You could also think of this as the oft cited problem of too many government schemes. There are far too many to actually embrace and really use to improve your work, so the end result is they are all just paid lip service to, and as long as a box can be ticked, to say, “Yes, you have done that,” then that’s as much time and energy you have to put into it.

I don’t think this was the government’s original intention when they cooked up each scheme to begin with, so why even do it? I’ve heard of plenty of careers that have too much paperwork, red tape and bureaucracy. But too many government schemes? That’s a feature unique to teaching for sure.

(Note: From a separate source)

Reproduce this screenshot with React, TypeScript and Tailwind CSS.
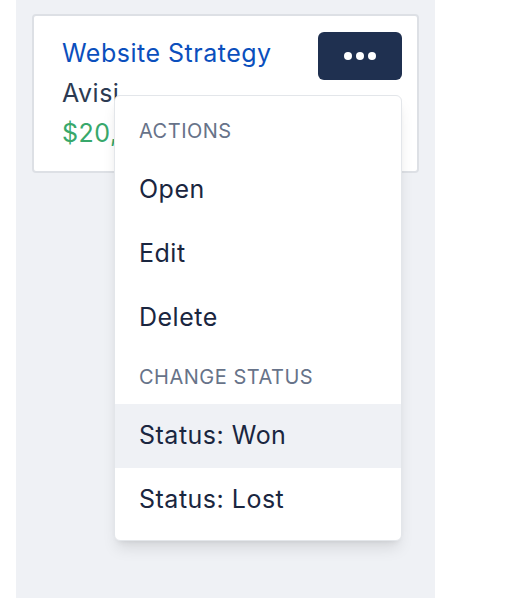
import { useState } from 'react';

const actions = ['Open', 'Edit', 'Delete'];
const statuses = ['Status: Won', 'Status: Lost'];

export default function App() {
  const [hovered, setHovered] = useState<string | null>('Status: Won');

  return (
    <div
      className="flex h-[598px] w-[512px] bg-white"
      style={{ fontFamily: 'Inter, "Liberation Sans", sans-serif' }}
    >
      <div className="ml-4 h-full w-[419px] bg-[#eff1f5] px-4 pt-[14px]">
        <div className="flex justify-between rounded-[4px] border-2 border-[#dde0e5] bg-white pb-[18px] pl-[28px] pr-[15px] pt-4">
          <div className="flex flex-col pt-px text-[25px] leading-[40px] tracking-[0.5px]">
            <span className="text-[#0b4fbd]">Website Strategy</span>
            <span className="text-[#2c3a52]">Avisi</span>
            <span className="text-[#38a86b]">$20,000</span>
          </div>

          <div className="relative">
            <button
              type="button"
              className="flex h-12 w-[84px] items-center justify-center gap-1 rounded-md bg-[#1f3050]"
            >
              <span className="h-2 w-2 rounded-full bg-white" />
              <span className="h-2 w-2 rounded-full bg-white" />
              <span className="h-2 w-2 rounded-full bg-white" />
            </button>

            <div className="absolute right-0 top-[63px] z-10 w-[288px] rounded-md border border-[#e3e6ea] bg-white py-2 shadow-lg">
              <div className="flex h-[54px] items-center px-6 text-[20px] uppercase tracking-[0.5px] text-[#677389]">
                Actions
              </div>
              {actions.map((item) => (
                <div
                  key={item}
                  onMouseEnter={() => setHovered(item)}
                  className={`flex h-16 items-center px-6 text-[25px] tracking-[0.5px] text-[#1a2640] ${
                    hovered === item ? 'bg-[#eff1f5]' : ''
                  }`}
                >
                  {item}
                </div>
              ))}
              <div className="flex h-[54px] items-center px-6 text-[20px] uppercase tracking-[0.5px] text-[#677389]">
                Change status
              </div>
              {statuses.map((item) => (
                <div
                  key={item}
                  onMouseEnter={() => setHovered(item)}
                  className={`flex h-16 items-center px-6 text-[25px] tracking-[0.5px] text-[#1a2640] ${
                    hovered === item ? 'bg-[#eff1f5]' : ''
                  }`}
                >
                  {item}
                </div>
              ))}
            </div>
          </div>
        </div>
      </div>
    </div>
  );
}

It’s not just the schemes that create the vast amount of boxes to be ticked either, it’s the endless ‘standards’ that have to be kept to all the time, hoops that have to be jumped through, set by a raft of various bodies that might include the establishment you work at, the uni you did your training with, the GTC, DfES, LEA, and subject specific advisory bodies. All designed to help you perform well in your job, but in reality meaning you are some kind of plate spinner with more plates than is humanly possible to spin.

And of course, all this about teaching being a creative career where you are in charge of your own classroom goes out of the window in the face of all of this. Because of all the boxes to be ticked, hoops to jump through and standards to meet, teaching has become to creativity what painting by numbers is to fine art.

What happens when the boxes aren’t ticked though? If there are more than is possible, or preferable, to tick for any one teacher, isn’t not ticking some of them inevitable? There is certainly a culture of zero tolerance in this regard, with some teacher's heads being put on spikes as examples to others. The upshot of this is that every teacher is stressed, terrified and motivated by fear to get all their ticks in all their boxes.